Not just candidates but issues are on many state ballots today. Efforts to ban same-sex marriage in California and abortion in South Dakota have gotten most of the attention. But in several states the issue will be one or another form of gambling.
Fifty years ago, not a single state owned and operated a lottery. Today 42 do, along with the District of Columbia, and Arkansas is deciding whether to become the 43rd. As has become the fashion when southern states create lotteries, the proposed Arkansas lottery would fund a new college scholarship program. Based on the experience of these other states, poor and working-class Arkansans will buy the lottery tickets that pay for the children of the middle- and upper-middle class to go to college.

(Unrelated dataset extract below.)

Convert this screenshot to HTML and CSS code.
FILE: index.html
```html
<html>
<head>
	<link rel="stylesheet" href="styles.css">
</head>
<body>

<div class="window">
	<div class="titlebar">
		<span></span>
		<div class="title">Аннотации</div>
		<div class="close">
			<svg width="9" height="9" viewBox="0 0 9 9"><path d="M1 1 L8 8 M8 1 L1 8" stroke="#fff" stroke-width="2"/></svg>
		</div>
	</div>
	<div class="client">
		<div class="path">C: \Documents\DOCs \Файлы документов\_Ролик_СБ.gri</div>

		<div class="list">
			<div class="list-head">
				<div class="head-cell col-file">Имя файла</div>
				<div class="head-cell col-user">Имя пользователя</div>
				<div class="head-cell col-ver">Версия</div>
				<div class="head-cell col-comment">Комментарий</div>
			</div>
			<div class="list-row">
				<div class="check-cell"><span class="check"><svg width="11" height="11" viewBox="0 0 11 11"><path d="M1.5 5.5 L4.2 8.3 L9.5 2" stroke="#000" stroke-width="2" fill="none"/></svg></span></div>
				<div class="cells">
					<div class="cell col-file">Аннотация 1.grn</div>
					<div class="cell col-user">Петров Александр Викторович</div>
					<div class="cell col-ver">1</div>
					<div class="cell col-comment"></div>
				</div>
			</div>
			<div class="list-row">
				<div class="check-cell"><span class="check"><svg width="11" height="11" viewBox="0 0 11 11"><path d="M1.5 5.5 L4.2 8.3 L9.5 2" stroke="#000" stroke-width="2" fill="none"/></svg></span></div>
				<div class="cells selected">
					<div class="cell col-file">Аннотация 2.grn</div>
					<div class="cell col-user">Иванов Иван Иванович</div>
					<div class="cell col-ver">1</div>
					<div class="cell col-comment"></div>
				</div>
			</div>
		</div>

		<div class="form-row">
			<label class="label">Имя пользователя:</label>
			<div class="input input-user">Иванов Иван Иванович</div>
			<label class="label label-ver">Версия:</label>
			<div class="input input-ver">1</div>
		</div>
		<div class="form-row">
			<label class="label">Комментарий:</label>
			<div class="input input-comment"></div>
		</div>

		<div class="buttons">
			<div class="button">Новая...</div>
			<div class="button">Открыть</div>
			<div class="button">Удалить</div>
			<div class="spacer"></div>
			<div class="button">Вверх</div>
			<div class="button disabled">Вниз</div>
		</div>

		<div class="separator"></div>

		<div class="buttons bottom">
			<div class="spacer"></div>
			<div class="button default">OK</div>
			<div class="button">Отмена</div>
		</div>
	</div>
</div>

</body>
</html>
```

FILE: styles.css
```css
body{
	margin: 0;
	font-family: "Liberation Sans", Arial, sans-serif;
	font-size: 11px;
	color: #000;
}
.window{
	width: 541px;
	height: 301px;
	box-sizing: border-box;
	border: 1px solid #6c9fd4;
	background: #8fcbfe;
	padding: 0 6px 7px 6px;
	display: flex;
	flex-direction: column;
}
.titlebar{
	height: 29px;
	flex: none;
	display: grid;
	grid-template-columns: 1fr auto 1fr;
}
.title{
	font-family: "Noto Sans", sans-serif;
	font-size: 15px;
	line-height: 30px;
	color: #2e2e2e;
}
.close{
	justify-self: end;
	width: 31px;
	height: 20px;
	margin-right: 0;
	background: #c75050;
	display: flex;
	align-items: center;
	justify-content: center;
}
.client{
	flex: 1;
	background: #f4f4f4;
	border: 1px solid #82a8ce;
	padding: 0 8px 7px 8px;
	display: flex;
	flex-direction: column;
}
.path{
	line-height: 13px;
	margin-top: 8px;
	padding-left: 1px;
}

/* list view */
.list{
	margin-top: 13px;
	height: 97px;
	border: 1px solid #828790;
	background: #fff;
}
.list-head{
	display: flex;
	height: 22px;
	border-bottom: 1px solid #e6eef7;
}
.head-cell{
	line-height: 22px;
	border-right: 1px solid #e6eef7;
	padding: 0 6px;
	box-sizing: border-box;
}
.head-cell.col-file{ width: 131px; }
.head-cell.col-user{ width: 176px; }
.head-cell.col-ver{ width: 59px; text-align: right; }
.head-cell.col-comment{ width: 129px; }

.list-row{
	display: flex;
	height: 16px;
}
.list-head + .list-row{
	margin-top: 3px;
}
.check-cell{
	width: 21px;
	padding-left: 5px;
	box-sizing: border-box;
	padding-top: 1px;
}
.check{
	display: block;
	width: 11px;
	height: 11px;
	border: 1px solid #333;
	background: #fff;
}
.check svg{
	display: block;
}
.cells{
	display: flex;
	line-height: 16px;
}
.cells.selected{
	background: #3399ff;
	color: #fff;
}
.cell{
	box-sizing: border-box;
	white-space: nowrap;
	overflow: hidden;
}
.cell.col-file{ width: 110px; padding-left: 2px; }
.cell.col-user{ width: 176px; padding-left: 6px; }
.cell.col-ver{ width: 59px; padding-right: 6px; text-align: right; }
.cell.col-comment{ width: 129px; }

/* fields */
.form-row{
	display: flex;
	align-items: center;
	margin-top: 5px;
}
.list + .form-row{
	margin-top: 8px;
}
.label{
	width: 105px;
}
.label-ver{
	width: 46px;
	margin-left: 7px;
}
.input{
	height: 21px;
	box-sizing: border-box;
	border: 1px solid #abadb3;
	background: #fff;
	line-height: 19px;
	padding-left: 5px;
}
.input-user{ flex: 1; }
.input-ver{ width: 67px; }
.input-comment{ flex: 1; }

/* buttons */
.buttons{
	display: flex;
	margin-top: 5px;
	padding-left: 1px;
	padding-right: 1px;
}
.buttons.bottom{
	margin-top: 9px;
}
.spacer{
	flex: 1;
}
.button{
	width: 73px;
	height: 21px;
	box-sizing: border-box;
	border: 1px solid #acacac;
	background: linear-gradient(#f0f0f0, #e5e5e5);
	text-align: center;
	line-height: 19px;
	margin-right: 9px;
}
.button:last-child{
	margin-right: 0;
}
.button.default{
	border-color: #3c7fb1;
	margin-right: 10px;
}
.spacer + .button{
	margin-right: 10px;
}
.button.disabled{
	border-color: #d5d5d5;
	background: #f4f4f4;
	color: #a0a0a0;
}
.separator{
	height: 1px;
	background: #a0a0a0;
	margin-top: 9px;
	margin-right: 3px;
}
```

As recently as the late 1970s, only one state authorized commercial casino gambling: Nevada. Today 13 do. Tomorrow that number may rise to 14, depending on how Ohioans vote on a proposal that would allow a casino to open between Columbus and Cincinnati. Unlike lotteries, when casinos get on the ballot, they usually lose.

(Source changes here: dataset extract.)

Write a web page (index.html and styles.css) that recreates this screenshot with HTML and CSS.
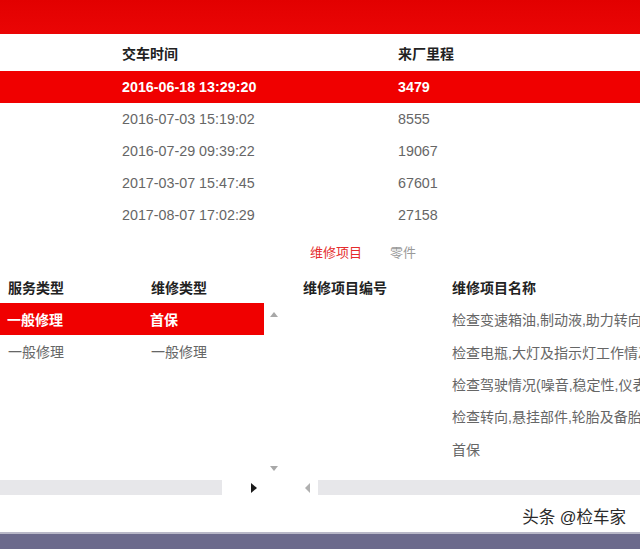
FILE: index.html
```html
<!DOCTYPE html>
<html lang="zh-CN">
<head>
<meta charset="utf-8">
<title>维修记录</title>
<link rel="stylesheet" href="styles.css">
</head>
<body>
<div class="page">
  <div class="topbar"></div>

  <div class="upper">
    <div class="urow uhead"><span>交车时间</span><span>来厂里程</span></div>
    <div class="urow sel"><span>2016-06-18 13:29:20</span><span>3479</span></div>
    <div class="urow"><span>2016-07-03 15:19:02</span><span>8555</span></div>
    <div class="urow"><span>2016-07-29 09:39:22</span><span>19067</span></div>
    <div class="urow"><span>2017-03-07 15:47:45</span><span>67601</span></div>
    <div class="urow"><span>2017-08-07 17:02:29</span><span>27158</span></div>
  </div>

  <div class="tabs"><span class="tab active">维修项目</span><span class="tab">零件</span></div>

  <div class="lower">
    <div class="lpanel">
      <div class="lrow lhead"><span class="c1">服务类型</span><span class="c2">维修类型</span></div>
      <div class="lbody">
        <div class="ltable">
          <div class="lrow sel"><span class="c1">一般修理</span><span class="c2">首保</span></div>
          <div class="lrow"><span class="c1">一般修理</span><span class="c2">一般修理</span></div>
        </div>
        <div class="vscroll">
          <span class="arr-up"></span>
          <span class="arr-down"></span>
        </div>
      </div>
      <div class="hscroll left">
        <div class="track"></div>
        <span class="arr-right"></span>
      </div>
    </div>

    <div class="rpanel">
      <div class="rrow rhead"><span class="r1">维修项目编号</span><span class="r2">维修项目名称</span></div>
      <div class="rbody">
        <div class="rrow"><span class="r1"></span><span class="r2">检查变速箱油,制动液,助力转向油</span></div>
        <div class="rrow"><span class="r1"></span><span class="r2">检查电瓶,大灯及指示灯工作情况</span></div>
        <div class="rrow"><span class="r1"></span><span class="r2">检查驾驶情况(噪音,稳定性,仪表</span></div>
        <div class="rrow"><span class="r1"></span><span class="r2">检查转向,悬挂部件,轮胎及备胎</span></div>
        <div class="rrow"><span class="r1"></span><span class="r2">首保</span></div>
      </div>
      <div class="hscroll right">
        <span class="arr-left"></span>
        <div class="track"></div>
      </div>
    </div>
  </div>

  <div class="spacer"></div>
  <div class="bottombar"></div>
  <div class="watermark">头条 @检车家</div>
</div>
</body>
</html>
```

FILE: styles.css
```css
html, body {
  margin: 0;
  padding: 0;
  background: #ffffff;
}
body {
  font-family: "Liberation Sans", "Noto Sans CJK SC", sans-serif;
  font-size: 14px;
  color: #666666;
}
.page {
  position: relative;
  width: 640px;
  height: 549px;
  overflow: hidden;
  display: flex;
  flex-direction: column;
}
.topbar {
  height: 34px;
  background: linear-gradient(#e20000, #ea0505);
  flex: none;
}
.upper {
  flex: none;
}
.urow {
  display: grid;
  grid-template-columns: 276px 1fr;
  padding-left: 122px;
  height: 32px;
  align-items: center;
  white-space: nowrap;
  font-size: 14.3px;
}
.urow.uhead {
  height: 37px;
  color: #222222;
  font-weight: 700;
  font-size: 14px;
}
.urow.sel, .lrow.sel {
  background: #f00000;
  color: #ffffff;
  font-weight: 700;
}
.tabs {
  height: 40px;
  display: flex;
  align-items: center;
  padding-left: 310px;
  gap: 28px;
  font-size: 13px;
  flex: none;
}
.tab { color: #999999; }
.tab.active { color: #e52b2b; }

.lower {
  display: flex;
  flex: none;
}
.lpanel {
  width: 300px;
  display: flex;
  flex-direction: column;
}
.lrow {
  display: grid;
  grid-template-columns: 143px 1fr;
  height: 32px;
  align-items: center;
  padding-left: 8px;
  white-space: nowrap;
}
.lrow.lhead {
  color: #222222;
  font-weight: 700;
  width: 256px;
}
.lbody {
  display: flex;
  height: 171px;
}
.ltable {
  width: 264px;
}
.ltable .lrow.sel {
  padding-left: 7px;
  padding-right: 0;
}
.vscroll {
  width: 20px;
  display: flex;
  flex-direction: column;
  justify-content: space-between;
  align-items: center;
  padding: 9px 0 3px;
}
.arr-up {
  width: 0; height: 0;
  border-left: 4px solid transparent;
  border-right: 4px solid transparent;
  border-bottom: 5px solid #a8a8a8;
}
.arr-down {
  width: 0; height: 0;
  border-left: 4px solid transparent;
  border-right: 4px solid transparent;
  border-top: 5px solid #a8a8a8;
}
.hscroll {
  height: 15px;
  margin-top: 6px;
  display: flex;
  align-items: center;
}
.hscroll .track {
  height: 15px;
  background: #e7e7ea;
}
.hscroll.left .track {
  width: 222px;
}
.arr-right {
  margin-left: 29px;
  width: 0; height: 0;
  border-top: 5px solid transparent;
  border-bottom: 5px solid transparent;
  border-left: 6px solid #1a1a1a;
}
.arr-left {
  margin-left: 5px;
  margin-right: 8px;
  width: 0; height: 0;
  border-top: 5px solid transparent;
  border-bottom: 5px solid transparent;
  border-right: 5px solid #b0b0b0;
}
.hscroll.right .track {
  flex: 1;
}
.rpanel {
  width: 340px;
  display: flex;
  flex-direction: column;
}
.rrow {
  display: grid;
  grid-template-columns: 149px 1fr;
  height: 32px;
  align-items: center;
  padding-left: 3px;
  white-space: nowrap;
  overflow: hidden;
}
.rrow.rhead {
  color: #222222;
  font-weight: 700;
}
.rbody {
  height: 171px;
}
.rbody .rrow {
  height: 32.4px;
}
.spacer {
  flex: 1;
}
.bottombar {
  height: 15px;
  flex: none;
  background: #6c6a8c;
  border-top: 2px solid #b9b8c8;
}
.watermark {
  position: absolute;
  right: 14px;
  bottom: 21px;
  font-size: 16.5px;
  color: #2a2a2a;
  text-shadow: 0 0 2px #ffffff, 0 0 2px #ffffff;
}
```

Racetracks, which thrived in many states before lotteries and casinos came along, have been in steep decline ever since. Their preferred solution: Become racinos — that is, racetrack casinos — with a few races bearding thousands of slot machines. Today Maryland voters will decide whether to allow 15,000 slots to operate at the state’s five tracks. Massachusetts, on the other hand, is voting on a measure to ban greyhound racing, not so much on anti-gambling as on animal-rights grounds. Both measures seem likely to pass.
One of the most dramatic and sweeping changes in American life since the 1950s is that we have become, in law and in fact, a gambling nation, with governments reaping much of the profit from this transformation. You probably don’t remember this change being debated or discussed very much. That’s because, as today’s little-reported ballot measures indicate, the change took place state by state, below the national media’s radar.